Tough News for Crisis Managers at Public Companies – Hedge Funds May Have Have 25% of Their In

Suppose you are a crisis manager worried about your public company’s falling stock price due to massive tort claims and/or regulatory changes. As you weigh options and public statements, consider this August 28, 2011 Financial Times article by Phil Davis. Mr. Davis’ article suggests that hedge funds are increasingly seeking out "event-driven" investing, such as taking short or long positions in companies facing mass tort claims or regulatory changes (or engaging in m & a events).

There are various unpleasant realities to "event-driven" investing. One is that crisis managers need to understand that some investors have absolutely no interest in the merits of a business or its defenses to litigation or regulation. Instead, they simply hope to use information better than others to make money as stock prices rise or fall based on perceptions (which may or may not have anything to do with reality).

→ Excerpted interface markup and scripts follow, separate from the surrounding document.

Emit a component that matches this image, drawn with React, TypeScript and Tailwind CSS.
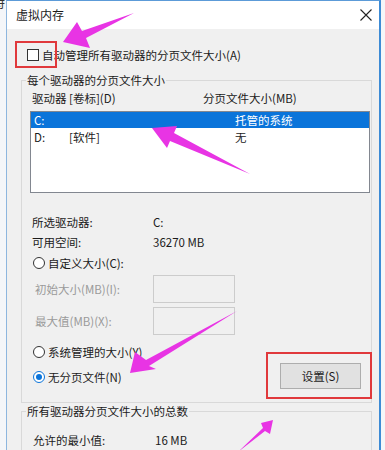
const PINK = '#e834e4';

function Radio({ checked }: { checked?: boolean }) {
  return (
    <span
      className={`flex h-[12px] w-[12px] shrink-0 items-center justify-center rounded-full border bg-white ${
        checked ? 'border-[#0a74da]' : 'border-[#333333]'
      }`}
    >
      {checked && <span className="h-[6px] w-[6px] rounded-full bg-[#0a74da]" />}
    </span>
  );
}

function Arrows() {
  return (
    <svg className="pointer-events-none absolute inset-0" width="385" height="450" viewBox="0 0 385 450">
      {/* to the checkbox */}
      <polygon fill={PINK} points="63,42 77,22 82,31 134,13 86,38 90,48" />
      {/* to drive C */}
      <polygon fill={PINK} points="152,128 177,126 174,133 250,174 170,141 167,148" />
      {/* to no paging file */}
      <polygon fill={PINK} points="130,373 135,352 146,360 237,311 149,366 156,369" />
      {/* to the set button */}
      <polygon fill={PINK} points="273,420 270,434 265,431 238,452 263,428 261,423" />
    </svg>
  );
}

export default function App() {
  return (
    <div className="relative h-[450px] w-[385px] overflow-hidden bg-[#f4f6f9] font-['Noto_Sans_CJK_SC',sans-serif] text-[11.5px] leading-[16px] text-[#1b1b1b]">
      <span className="absolute -left-[8px] -top-[6px] text-[13px] text-[#333333]">特</span>

      <div className="ml-[6px] flex h-full w-[375px] flex-col border-t border-r-2 border-l border-t-[#5c9bd8] border-r-[#3d8bd5] border-l-[#8db6df]">
        {/* title bar */}
        <div className="flex h-[28px] shrink-0 items-center justify-between bg-white pr-[7px] pl-[9px]">
          <span className="text-[12px]">虚拟内存</span>
          <svg width="12" height="12" viewBox="0 0 12 12">
            <path d="M0.5 0.5 L11.5 11.5 M11.5 0.5 L0.5 11.5" stroke="#222" strokeWidth="1.1" />
          </svg>
        </div>

        <div className="flex-1 bg-[#f0f0f0] pr-[7px] pl-[14px]">
          <div className="mt-[18px] flex h-[16px] items-center gap-[3px] pl-[6px]">
            <span className="h-[12px] w-[12px] border border-[#333333] bg-white" />
            <span>自动管理所有驱动器的分页文件大小(A)</span>
          </div>

          <fieldset className="mt-[9px] border border-[#d9d9d9] pb-[13px]">
            <legend className="ml-[4px] px-[1px]">每个驱动器的分页文件大小</legend>
            <div className="mt-[2px] flex h-[16px] items-center pl-[10px]">
              <span className="w-[171px]">驱动器 [卷标](D)</span>
              <span>分页文件大小(MB)</span>
            </div>
            <div className="mt-[5px] mr-[1px] ml-[8px] h-[82px] border border-[#828790] bg-white">
              <div className="flex h-[16px] items-center bg-[#0a74da] pl-[3px] text-white">
                <span className="w-[201px]">C:</span>
                <span>托管的系统</span>
              </div>
              <div className="flex h-[18px] items-center pl-[3px]">
                <span className="w-[35px]">D:</span>
                <span className="w-[166px]">[软件]</span>
                <span>无</span>
              </div>
            </div>

            <div className="mt-[19px] flex h-[20px] items-center pl-[10px]">
              <span className="w-[121px]">所选驱动器:</span>
              <span>C:</span>
            </div>
            <div className="flex h-[20px] items-center pl-[10px]">
              <span className="w-[121px]">可用空间:</span>
              <span>36270 MB</span>
            </div>
            <div className="mt-[1px] flex h-[20px] items-center gap-[3px] pl-[11px]">
              <Radio />
              <span>自定义大小(C):</span>
            </div>
            <div className="mt-[2px] flex h-[28px] items-center pl-[13px]">
              <span className="w-[118px] text-[#9a9a9a]">初始大小(MB)(I):</span>
              <span className="h-[28px] w-[82px] border border-[#cccccc]" />
            </div>
            <div className="mt-[4px] flex h-[28px] items-center pl-[13px]">
              <span className="w-[118px] text-[#9a9a9a]">最大值(MB)(X):</span>
              <span className="h-[28px] w-[82px] border border-[#cccccc]" />
            </div>

            <div className="flex items-start justify-between">
              <div className="flex flex-col gap-[5px] pt-[7px] pl-[11px]">
                <div className="flex h-[20px] items-center gap-[3px]">
                  <Radio />
                  <span>系统管理的大小(Y)</span>
                </div>
                <div className="flex h-[20px] items-center gap-[3px]">
                  <Radio checked />
                  <span>无分页文件(N)</span>
                </div>
              </div>
              <button className="mt-[28px] mr-[10px] flex h-[26px] w-[81px] items-center justify-center border border-[#adadad] bg-[#e1e1e1]">
                设置(S)
              </button>
            </div>
          </fieldset>

          <fieldset className="border border-[#d9d9d9] pb-[10px]">
            <legend className="ml-[4px] px-[1px]">所有驱动器分页文件大小的总数</legend>
            <div className="mt-[11px] flex h-[20px] items-center pl-[11px]">
              <span className="w-[122px]">允许的最小值:</span>
              <span>16 MB</span>
            </div>
          </fieldset>
        </div>
      </div>

      {/* highlight boxes */}
      <div className="absolute top-[41px] left-[15px] h-[27px] w-[42px] border-2 border-[#e0393c]" />
      <div className="absolute top-[352px] left-[266px] h-[47px] w-[106px] border-2 border-[#e0393c]" />
      <Arrows />
    </div>
  );
}
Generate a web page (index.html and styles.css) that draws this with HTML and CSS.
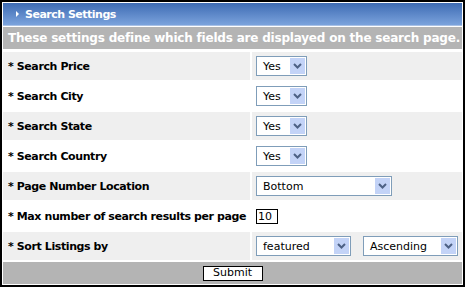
FILE: index.html
```html
<html>
    <head>
        <title>Search Settings</title>
        <link rel="stylesheet" href="styles.css">
    </head>
    <body>
        <div class="panel">
            <div class="panel-title">
                <span class="tri"></span>
                Search Settings
            </div>
            <div class="panel-info">These settings define which fields are displayed on the search page.</div>
            <form class="settings" action="#" method="GET">
                <div class="fila gris">
                    <div class="etiqueta">* Search Price</div>
                    <div class="valor">
                        <div class="combo combo-yes"><span class="combo-text">Yes</span><span class="combo-btn"><svg width="9" height="6" viewBox="0 0 9 6"><path d="M1 1 L4.5 4.5 L8 1" fill="none" stroke="#4d6185" stroke-width="2"/></svg></span></div>
                    </div>
                </div>
                <div class="fila">
                    <div class="etiqueta">* Search City</div>
                    <div class="valor">
                        <div class="combo combo-yes"><span class="combo-text">Yes</span><span class="combo-btn"><svg width="9" height="6" viewBox="0 0 9 6"><path d="M1 1 L4.5 4.5 L8 1" fill="none" stroke="#4d6185" stroke-width="2"/></svg></span></div>
                    </div>
                </div>
                <div class="fila gris">
                    <div class="etiqueta">* Search State</div>
                    <div class="valor">
                        <div class="combo combo-yes"><span class="combo-text">Yes</span><span class="combo-btn"><svg width="9" height="6" viewBox="0 0 9 6"><path d="M1 1 L4.5 4.5 L8 1" fill="none" stroke="#4d6185" stroke-width="2"/></svg></span></div>
                    </div>
                </div>
                <div class="fila">
                    <div class="etiqueta">* Search Country</div>
                    <div class="valor">
                        <div class="combo combo-yes"><span class="combo-text">Yes</span><span class="combo-btn"><svg width="9" height="6" viewBox="0 0 9 6"><path d="M1 1 L4.5 4.5 L8 1" fill="none" stroke="#4d6185" stroke-width="2"/></svg></span></div>
                    </div>
                </div>
                <div class="fila gris">
                    <div class="etiqueta">* Page Number Location</div>
                    <div class="valor">
                        <div class="combo combo-bottom"><span class="combo-text">Bottom</span><span class="combo-btn"><svg width="9" height="6" viewBox="0 0 9 6"><path d="M1 1 L4.5 4.5 L8 1" fill="none" stroke="#4d6185" stroke-width="2"/></svg></span></div>
                    </div>
                </div>
                <div class="fila">
                    <div class="etiqueta">* Max number of search results per page</div>
                    <div class="valor">
                        <div class="caja">10</div>
                    </div>
                </div>
                <div class="fila gris">
                    <div class="etiqueta">* Sort Listings by</div>
                    <div class="valor">
                        <div class="combo combo-sort"><span class="combo-text">featured</span><span class="combo-btn"><svg width="9" height="6" viewBox="0 0 9 6"><path d="M1 1 L4.5 4.5 L8 1" fill="none" stroke="#4d6185" stroke-width="2"/></svg></span></div>
                        <div class="combo combo-sort"><span class="combo-text">Ascending</span><span class="combo-btn"><svg width="9" height="6" viewBox="0 0 9 6"><path d="M1 1 L4.5 4.5 L8 1" fill="none" stroke="#4d6185" stroke-width="2"/></svg></span></div>
                    </div>
                </div>
                <div class="enviar">
                    <button type="button" class="boton">Submit</button>
                </div>
            </form>
        </div>
    </body>
</html>
```
FILE: styles.css
```css
html{
    background-color: #ffffff;
}
body{
    margin: 0;
    font-family: "DejaVu Sans", Verdana, sans-serif;
    font-size: 11px;
}
.panel{
    width: 465px;
    height: 287px;
    box-sizing: border-box;
    border: 2px solid #000000;
    padding: 1px;
    background: #ffffff;
}
.panel-title{
    height: 22px;
    border-bottom: 1px solid #a9c1e6;
    background: linear-gradient(#3e6cb4, #7ba3dc);
    color: #ffffff;
    font-weight: bold;
    font-size: 11px;
    letter-spacing: -0.5px;
    display: flex;
    align-items: center;
    padding-left: 13px;
}
.tri{
    width: 0;
    height: 0;
    border-top: 3px solid transparent;
    border-bottom: 3px solid transparent;
    border-left: 3px solid #ffffff;
    margin-right: 6px;
}
.panel-info{
    margin-top: 1px;
    height: 22px;
    background: #b4b4b4;
    color: #ffffff;
    font-weight: bold;
    font-size: 12px;
    letter-spacing: -0.2px;
    display: flex;
    align-items: center;
    padding-left: 5px;
    white-space: nowrap;
}
.settings{
    margin: 3px 0 0 0;
}
.fila{
    display: grid;
    grid-template-columns: 247px 1fr;
    column-gap: 2px;
    height: 28px;
    margin-bottom: 2px;
}
.fila.gris .etiqueta,
.fila.gris .valor{
    background: #efefef;
}
.etiqueta{
    display: flex;
    align-items: center;
    padding-left: 5px;
    font-weight: bold;
    letter-spacing: -0.4px;
    color: #000000;
    white-space: nowrap;
}
.valor{
    display: flex;
    align-items: center;
    padding-left: 4px;
    gap: 12px;
}
.combo{
    display: flex;
    align-items: center;
    box-sizing: border-box;
    height: 20px;
    border: 1px solid #7f9db9;
    background: #ffffff;
    font-size: 11px;
    color: #000000;
}
.combo-text{
    flex: 1;
    padding-left: 6px;
}
.combo-btn{
    width: 15px;
    height: 16px;
    margin-right: 1px;
    background: #c3d3f7;
    display: flex;
    align-items: center;
    justify-content: center;
}
.combo-yes{
    width: 51px;
}
.combo-bottom{
    width: 136px;
}
.combo-sort{
    width: 95px;
}
.caja{
    box-sizing: border-box;
    width: 22px;
    height: 15px;
    border: 1px solid #000000;
    background: #ffffff;
    font-size: 11px;
    line-height: 13px;
    padding-left: 1px;
}
.enviar{
    height: 22px;
    background: #b4b4b4;
    display: flex;
    align-items: center;
    justify-content: center;
}
.boton{
    box-sizing: border-box;
    width: 60px;
    height: 15px;
    border: 1px solid #000000;
    background: #ffffff;
    font-family: "DejaVu Sans", Verdana, sans-serif;
    font-size: 11px;
    padding: 0;
    line-height: 12px;
}
```
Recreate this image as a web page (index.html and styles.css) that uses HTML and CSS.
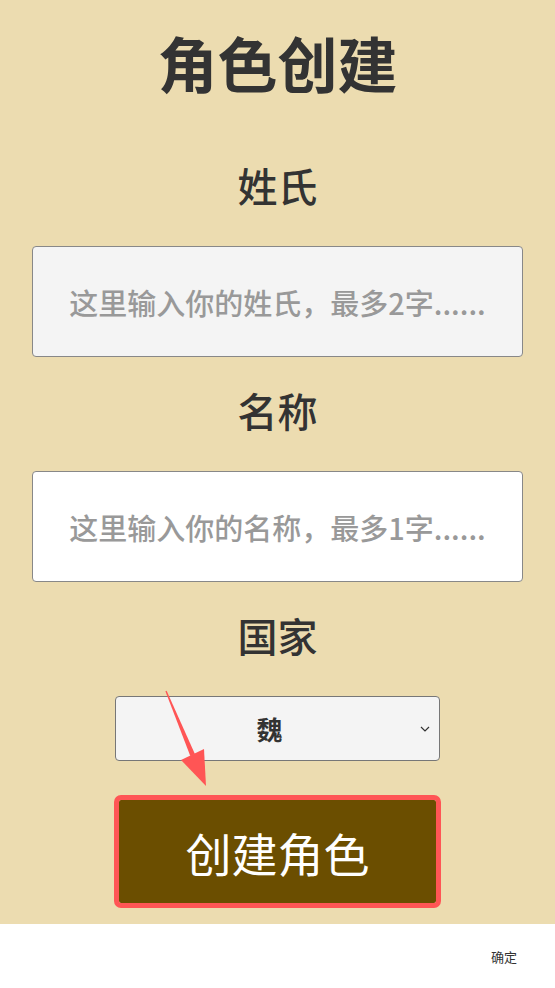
FILE: index.html
```html
<!DOCTYPE html>
<html lang="zh-CN">
<head>
<meta charset="utf-8">
<title>角色创建</title>
<link rel="stylesheet" href="styles.css">
</head>
<body>
<div class="page">
  <main class="panel">
    <h1 class="title">角色创建</h1>
    <label class="label" for="surname">姓氏</label>
    <input id="surname" class="field field-grey" type="text" placeholder="这里输入你的姓氏，最多2字......">
    <label class="label label-after" for="name">名称</label>
    <input id="name" class="field" type="text" placeholder="这里输入你的名称，最多1字......">
    <label class="label label-after" for="country">国家</label>
    <div class="select-wrap">
      <select id="country" class="select">
        <option>魏</option>
        <option>蜀</option>
        <option>吴</option>
      </select>
      <svg class="chevron" width="10" height="6" viewBox="0 0 10 6">
        <polyline points="1,1 5,5 9,1" fill="none" stroke="#333" stroke-width="1.2"/>
      </svg>
    </div>
    <button class="create" type="button">创建角色</button>
  </main>
  <footer class="footer">
    <span class="confirm">确定</span>
  </footer>
  <svg class="arrow" width="50" height="105" viewBox="0 0 50 105">
    <polygon points="5.4,6.2 6.6,5.8 34.9,69 30.3,71" fill="#ff5555"/>
    <polygon points="21,75 44,64 46,101" fill="#ff5555"/>
  </svg>
</div>
</body>
</html>
```
FILE: styles.css
```css
* { box-sizing: border-box; }
html, body { margin: 0; padding: 0; }
body {
  font-family: "Noto Sans CJK SC", "Noto Sans", sans-serif;
  color: #333;
  background: #ffffff;
}
.page {
  position: relative;
  width: 555px;
  height: 988px;
  display: flex;
  flex-direction: column;
}
.panel {
  height: 924px;
  background: #ecdcb0;
  display: flex;
  flex-direction: column;
  align-items: center;
  padding-top: 32px;
}
.title {
  margin: 0;
  font-size: 60px;
  line-height: 60px;
  font-weight: 700;
  color: #333;
}
.label {
  display: block;
  margin-top: 73px;
  margin-bottom: 41px;
  font-size: 40px;
  line-height: 40px;
  font-weight: 500;
  color: #333;
}
.label-after { margin-top: 33px; }
.field {
  width: 491px;
  height: 111px;
  border: 1px solid #888;
  border-radius: 4px;
  background: #fff;
  font-family: "Noto Sans CJK SC", sans-serif;
  font-size: 29px;
  font-weight: 500;
  text-align: center;
  color: #333;
  padding: 0 12px;
  outline: none;
}
.field-grey { background: #f4f4f4; }
.field::placeholder { color: #999; }
.select-wrap {
  position: relative;
  width: 325px;
  height: 65px;
}
.select {
  appearance: none;
  -webkit-appearance: none;
  width: 100%;
  height: 100%;
  border: 1px solid #777;
  border-radius: 4px;
  background-color: #f4f4f4;
  font-family: "Noto Sans CJK SC", sans-serif;
  font-size: 26px;
  font-weight: 700;
  color: #333;
  padding: 0 30px 0 14px;
  text-align: center;
  text-align-last: center;
}
.chevron {
  position: absolute;
  right: 10px;
  top: 30px;
  pointer-events: none;
}
.create {
  margin-top: 39px;
  width: 317px;
  height: 103px;
  border: none;
  border-radius: 2px;
  background: #6b4e00;
  color: #fff;
  font-family: "Noto Sans CJK SC", sans-serif;
  font-size: 46px;
  font-weight: 400;
  outline: 5px solid #ff5555;
  box-shadow: 0 -1px 0 #d8c8a0;
}
.footer {
  height: 64px;
  background: #fff;
  display: flex;
  align-items: center;
  justify-content: flex-end;
  padding-right: 38px;
}
.confirm {
  font-size: 13px;
  color: #333;
}
.arrow {
  position: absolute;
  left: 160px;
  top: 685px;
  pointer-events: none;
}
```
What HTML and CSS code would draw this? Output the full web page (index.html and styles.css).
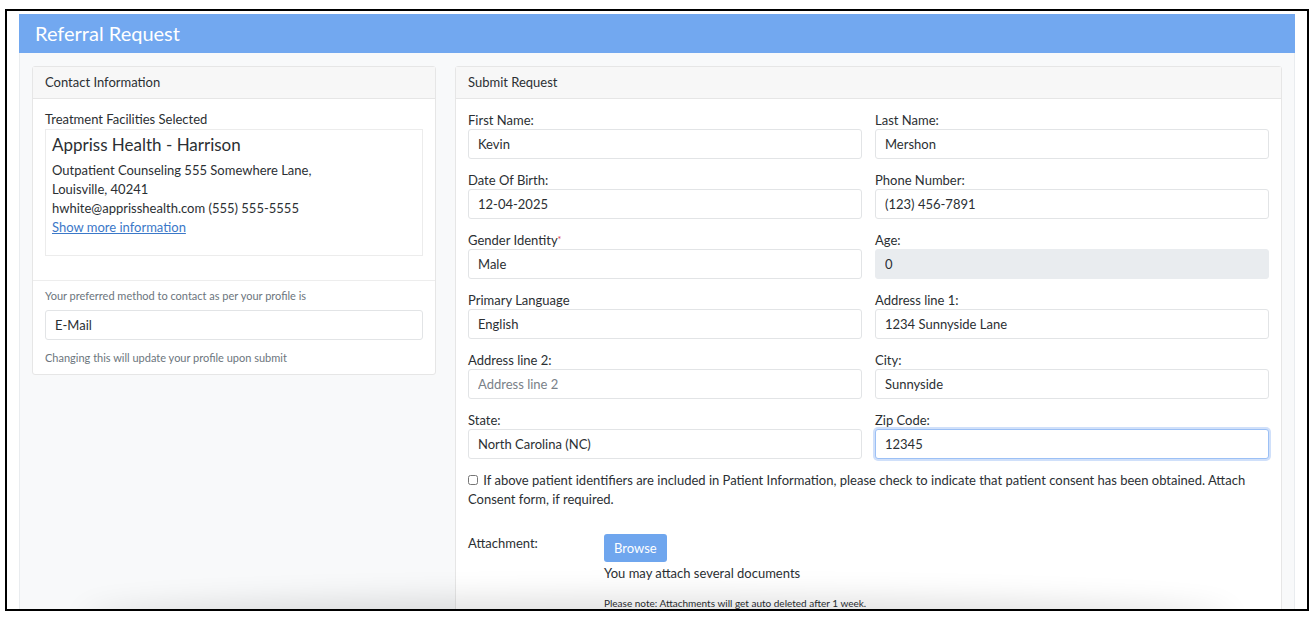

Here are some excerpts from the article – the entire article is worth reading:

"Event-driven is one of the least recognised hedge fund strategies and yet, over the long term, 25 per cent of hedge fund assets are allocated to it. Its diversification benefits from mainstream indices are the principal reason for its prevalence in hedge fund portfolios.

Carl Ludwigson, associate director at Paamco, which runs a $10bn multi-strategy fund, says: “We see a move towards more event-driven strategies because they can extract idiosyncratic risk and less market-driven returns.

The event-driven strategy embraces bankruptcies, recapitalisations, spin-offs, asset sales, leadership transitions, litigation and regulatory changes. There are potentially thousands of strands, all of which have little correlation with broad share or bond benchmarks.


The number of investor surveys indicating that event-driven is at the top of many institutional investors’ shopping lists is a clear warning signal that overcrowding will continue. There are even exchange traded funds on the market that replicate the vanilla M&A arbitrage activities of event-driven funds."